Abstract
The Grenville orogenic belt along the southern margin of Laurentia records more than 300 m.y. of orogenic activity culminating in arc-continent and continent-continent collision ca. 1150–1120 Ma. Exposures in Texas provide a unique profile across the Grenville orogen from the orogen core to the cratonal margin. In the Llano uplift of central Texas, ca. 1360–1232 Ma upper amphibolite–lower granulite facies, polydeformed supracrustal and plutonic rocks represent the core of the collisional orogen. This exposure contains a suture between a 1326–1275 Ma exotic island-arc terrane and probable Laurentian crust and records A-type subduction. In west Texas, 1380–1327 Ma amphibolite to greenschist facies, polydeformed supracrustal rocks are thrust over ca. 1250 Ma carbonate and volcanic rocks along the cratonal margin. The carbonate and volcanic rocks form a narrow thrust belt with post–1123 Ma synorogenic sedimentary rocks, which grade into undeformed sedimentary rocks northward on the Laurentian craton.
The Texas basement reveals a consistent but evolving tectonic setting for the southern margin of Laurentia during Mesoproterozoic time.

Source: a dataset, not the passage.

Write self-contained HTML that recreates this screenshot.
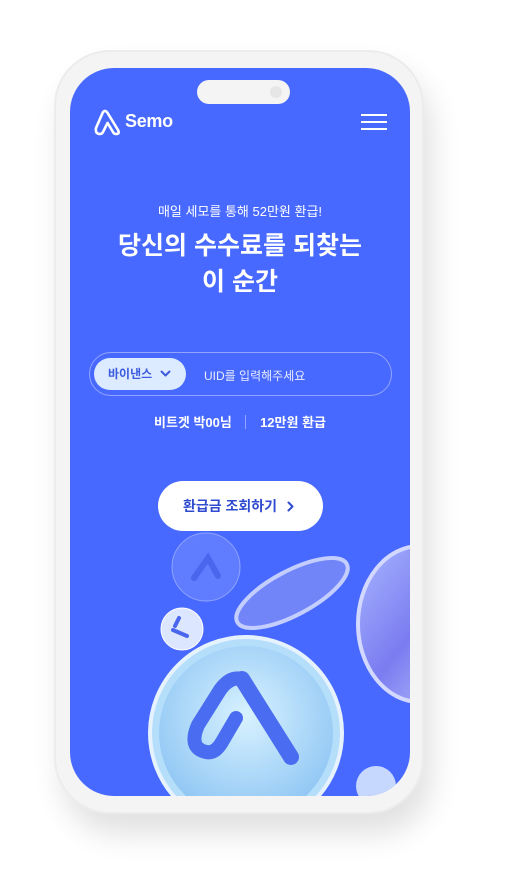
<!DOCTYPE html>
<html><head><meta charset="utf-8"><style>
*{margin:0;padding:0;box-sizing:border-box}
body{width:529px;height:896px;background:#fff;position:relative;overflow:hidden;font-family:"Liberation Sans","Noto Sans CJK KR",sans-serif}
.frame{position:absolute;left:54px;top:50px;width:370px;height:764px;border-radius:56px;background:#f4f4f4;box-shadow:8px 20px 30px rgba(0,0,0,.12),inset 0 0 0 2px #ececec}
.screen{position:absolute;left:70px;top:68px;width:340px;height:728px;border-radius:44px;background:#4869ff;overflow:hidden;color:#fff}
.island{position:absolute;left:127px;top:12px;width:93px;height:24px;border-radius:12px;background:#f4f4f4}
.island i{position:absolute;right:8px;top:6px;width:12px;height:12px;border-radius:50%;background:#e6e6e6}
.t{position:absolute;width:100%;text-align:center}
</style></head><body>
<div class="frame"></div>
<div class="screen">
<div class="island"><i></i></div>
<svg style="position:absolute;left:23px;top:40px" width="30" height="28" viewBox="0 0 30 28"><path d="M14 4 L25 22 Q27 26 23 26 Q21 26 20 24 L14 14 M14 4 Q12 2 10 4 L3 20 Q2 26 7 26 Q9 26 10 24 L14 16" fill="none" stroke="#fff" stroke-width="2.6" stroke-linejoin="round"/></svg>
<div style="position:absolute;left:55px;top:43px;font-size:18px;font-weight:bold;letter-spacing:-.3px">Semo</div>
<div style="position:absolute;left:291px;top:46px;width:26px;height:2px;background:#fff;box-shadow:0 7px 0 #fff,0 14px 0 #fff"></div>
<div class="t" style="top:133px;font-size:13px">매일 세모를 통해 52만원 환급!</div>
<div class="t" style="top:160px;font-size:25px;font-weight:bold;line-height:36px">당신의 수수료를 되찾는<br>이 순간</div>
<div style="position:absolute;left:19px;top:284px;width:303px;height:44px;border-radius:22px;border:1px solid rgba(255,255,255,.4)"></div>
<div style="position:absolute;left:24px;top:290px;width:92px;height:32px;border-radius:16px;background:#dcebff;color:#3d5be0;font-size:12px;font-weight:bold;line-height:32px;padding-left:14px">바이낸스<svg style="position:absolute;left:66px;top:12px" width="11" height="8" viewBox="0 0 11 8"><path d="M1.5 1.5 L5.5 5.5 L9.5 1.5" fill="none" stroke="#3d5be0" stroke-width="2" stroke-linecap="round" stroke-linejoin="round"/></svg></div>
<div style="position:absolute;left:134px;top:299px;font-size:12px;color:#e8ecff">UID를 입력해주세요</div>
<div class="t" style="top:344px;font-size:13px;font-weight:bold;">비트겟 박00님 <span style="display:inline-block;width:1px;height:14px;background:rgba(255,255,255,.4);margin:0 10px;vertical-align:-2px"></span> 12만원 환급</div>
<div style="position:absolute;left:88px;top:413px;width:165px;height:50px;border-radius:25px;background:#fff;color:#2f4bd0;font-size:14px;font-weight:bold;line-height:50px;padding-left:25px">환급금 조회하기<svg style="position:absolute;left:129px;top:20px" width="8" height="11" viewBox="0 0 8 11"><path d="M1.5 1.5 L5.5 5.5 L1.5 9.5" fill="none" stroke="#2f4bd0" stroke-width="2" stroke-linecap="round" stroke-linejoin="round"/></svg></div>
<svg style="position:absolute;left:0;top:450px" width="340" height="278" viewBox="0 450 340 278">
<defs><radialGradient id="g" cx=".5" cy=".4" r=".6"><stop offset="0" stop-color="#d8f2ff"/><stop offset="1" stop-color="#8fc6f4"/></radialGradient>
<linearGradient id="p" x1="0" y1="0" x2="1" y2="1"><stop offset="0" stop-color="#a8b6ff"/><stop offset=".5" stop-color="#7a7cf0"/><stop offset="1" stop-color="#c8d0ff"/></linearGradient></defs>
<circle cx="136" cy="499" r="34" fill="#7890ff" fill-opacity=".5" stroke="#b6c4ff" stroke-opacity=".6"/>
<path d="M124 510 L138 490 L148 508" fill="none" stroke="#4a66ec" stroke-width="6" stroke-linecap="round"/>
<circle cx="112" cy="561" r="21" fill="#dde6ff" stroke="#fff"/>
<path d="M103 562 L117 568 M105 558 L109 550" fill="none" stroke="#4a66ec" stroke-width="4" stroke-linecap="round"/>
<ellipse cx="222" cy="525" rx="62" ry="22" transform="rotate(-28 222 525)" fill="#7d8cf6" stroke="#c3ceff" stroke-width="4" fill-opacity=".8"/>
<ellipse cx="350" cy="556" rx="62" ry="78" fill="url(#p)" stroke="#d2d8ff" stroke-width="4"/>
<circle cx="176" cy="665" r="96" fill="#b5defa" stroke="#e6f3ff" stroke-width="4"/>
<circle cx="176" cy="665" r="87" fill="url(#g)"/>
<path d="M145 612 L172 605" stroke="none"/>
<path d="M172 611 L221 689" fill="none" stroke="#4a6cf0" stroke-width="16" stroke-linecap="round"/>
<path d="M172 611 Q160 608 150 622 L128 657 Q118 680 136 684 Q145 686 152 674 L166 650" fill="none" stroke="#4a6cf0" stroke-width="14" stroke-linecap="round" stroke-linejoin="round"/>
<circle cx="306" cy="718" r="20" fill="#c7d8ff"/>
</svg>
</div>
</body></html>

This paper summarizes recent advances in our knowledge of the Texas basement and proposes plate models to explain the tectonic evolution of this margin during Mesoproterozoic time. The orogenic history is strikingly similar to that of the Canadian Grenville orogen and requires a colliding continent off the southern Laurentian margin during the assembly of Rodinia.